### WRITTEN TASK
Every line of the material is to be quoted verbatim, minus the pictures.

### DATA SECTION
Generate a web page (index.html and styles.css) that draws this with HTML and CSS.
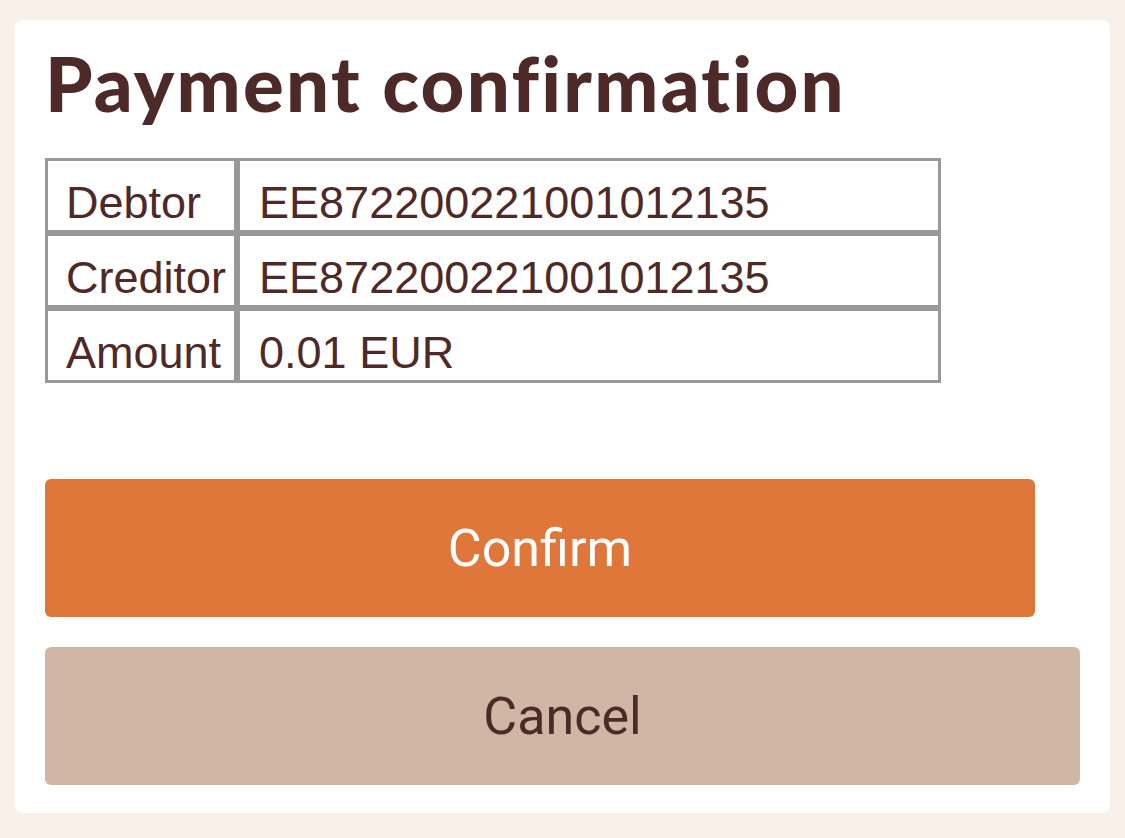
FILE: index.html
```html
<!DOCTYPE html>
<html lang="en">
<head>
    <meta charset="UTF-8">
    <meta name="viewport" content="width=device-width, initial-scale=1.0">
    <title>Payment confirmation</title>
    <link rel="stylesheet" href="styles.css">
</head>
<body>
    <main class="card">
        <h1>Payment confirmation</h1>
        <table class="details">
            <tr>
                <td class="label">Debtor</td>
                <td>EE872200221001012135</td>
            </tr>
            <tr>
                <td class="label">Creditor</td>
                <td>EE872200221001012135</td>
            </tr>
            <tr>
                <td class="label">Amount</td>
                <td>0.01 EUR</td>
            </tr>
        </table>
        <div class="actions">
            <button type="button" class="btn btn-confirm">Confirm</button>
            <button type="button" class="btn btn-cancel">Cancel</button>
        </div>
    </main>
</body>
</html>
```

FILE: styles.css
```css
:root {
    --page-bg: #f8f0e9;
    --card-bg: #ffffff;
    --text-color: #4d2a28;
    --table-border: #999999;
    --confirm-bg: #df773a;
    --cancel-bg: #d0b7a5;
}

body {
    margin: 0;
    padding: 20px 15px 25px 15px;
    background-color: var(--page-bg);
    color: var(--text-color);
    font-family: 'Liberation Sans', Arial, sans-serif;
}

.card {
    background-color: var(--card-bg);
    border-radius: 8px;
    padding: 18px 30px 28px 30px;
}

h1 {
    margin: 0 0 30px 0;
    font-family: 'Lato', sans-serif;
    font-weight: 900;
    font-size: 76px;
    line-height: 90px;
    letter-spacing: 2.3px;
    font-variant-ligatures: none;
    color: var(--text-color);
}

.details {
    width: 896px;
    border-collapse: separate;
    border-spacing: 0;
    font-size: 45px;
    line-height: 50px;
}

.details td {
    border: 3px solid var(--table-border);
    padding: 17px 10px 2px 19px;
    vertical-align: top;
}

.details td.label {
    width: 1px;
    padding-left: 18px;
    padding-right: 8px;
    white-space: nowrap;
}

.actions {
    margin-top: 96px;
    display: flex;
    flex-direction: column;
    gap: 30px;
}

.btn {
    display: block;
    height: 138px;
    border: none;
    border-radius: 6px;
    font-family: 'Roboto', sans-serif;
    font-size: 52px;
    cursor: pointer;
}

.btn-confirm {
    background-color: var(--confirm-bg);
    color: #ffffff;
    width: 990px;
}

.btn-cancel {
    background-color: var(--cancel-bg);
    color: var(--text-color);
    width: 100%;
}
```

### OUTPUT OF THE EXERCISE
Generate a web page (index.html and styles.css) that draws this with HTML and CSS.
FILE: index.html
```html
<!DOCTYPE html>
<html lang="en">
<head>
    <meta charset="UTF-8">
    <meta name="viewport" content="width=device-width, initial-scale=1.0">
    <title>Payment confirmation</title>
    <link rel="stylesheet" href="styles.css">
</head>
<body>
    <main class="card">
        <h1>Payment confirmation</h1>
        <table class="details">
            <tr>
                <td class="label">Debtor</td>
                <td>EE872200221001012135</td>
            </tr>
            <tr>
                <td class="label">Creditor</td>
                <td>EE872200221001012135</td>
            </tr>
            <tr>
                <td class="label">Amount</td>
                <td>0.01 EUR</td>
            </tr>
        </table>
        <div class="actions">
            <button type="button" class="btn btn-confirm">Confirm</button>
            <button type="button" class="btn btn-cancel">Cancel</button>
        </div>
    </main>
</body>
</html>
```

FILE: styles.css
```css
:root {
    --page-bg: #f8f0e9;
    --card-bg: #ffffff;
    --text-color: #4d2a28;
    --table-border: #999999;
    --confirm-bg: #df773a;
    --cancel-bg: #d0b7a5;
}

body {
    margin: 0;
    padding: 20px 15px 25px 15px;
    background-color: var(--page-bg);
    color: var(--text-color);
    font-family: 'Liberation Sans', Arial, sans-serif;
}

.card {
    background-color: var(--card-bg);
    border-radius: 8px;
    padding: 18px 30px 28px 30px;
}

h1 {
    margin: 0 0 30px 0;
    font-family: 'Lato', sans-serif;
    font-weight: 900;
    font-size: 76px;
    line-height: 90px;
    letter-spacing: 2.3px;
    font-variant-ligatures: none;
    color: var(--text-color);
}

.details {
    width: 896px;
    border-collapse: separate;
    border-spacing: 0;
    font-size: 45px;
    line-height: 50px;
}

.details td {
    border: 3px solid var(--table-border);
    padding: 17px 10px 2px 19px;
    vertical-align: top;
}

.details td.label {
    width: 1px;
    padding-left: 18px;
    padding-right: 8px;
    white-space: nowrap;
}

.actions {
    margin-top: 96px;
    display: flex;
    flex-direction: column;
    gap: 30px;
}

.btn {
    display: block;
    height: 138px;
    border: none;
    border-radius: 6px;
    font-family: 'Roboto', sans-serif;
    font-size: 52px;
    cursor: pointer;
}

.btn-confirm {
    background-color: var(--confirm-bg);
    color: #ffffff;
    width: 990px;
}

.btn-cancel {
    background-color: var(--cancel-bg);
    color: var(--text-color);
    width: 100%;
}
```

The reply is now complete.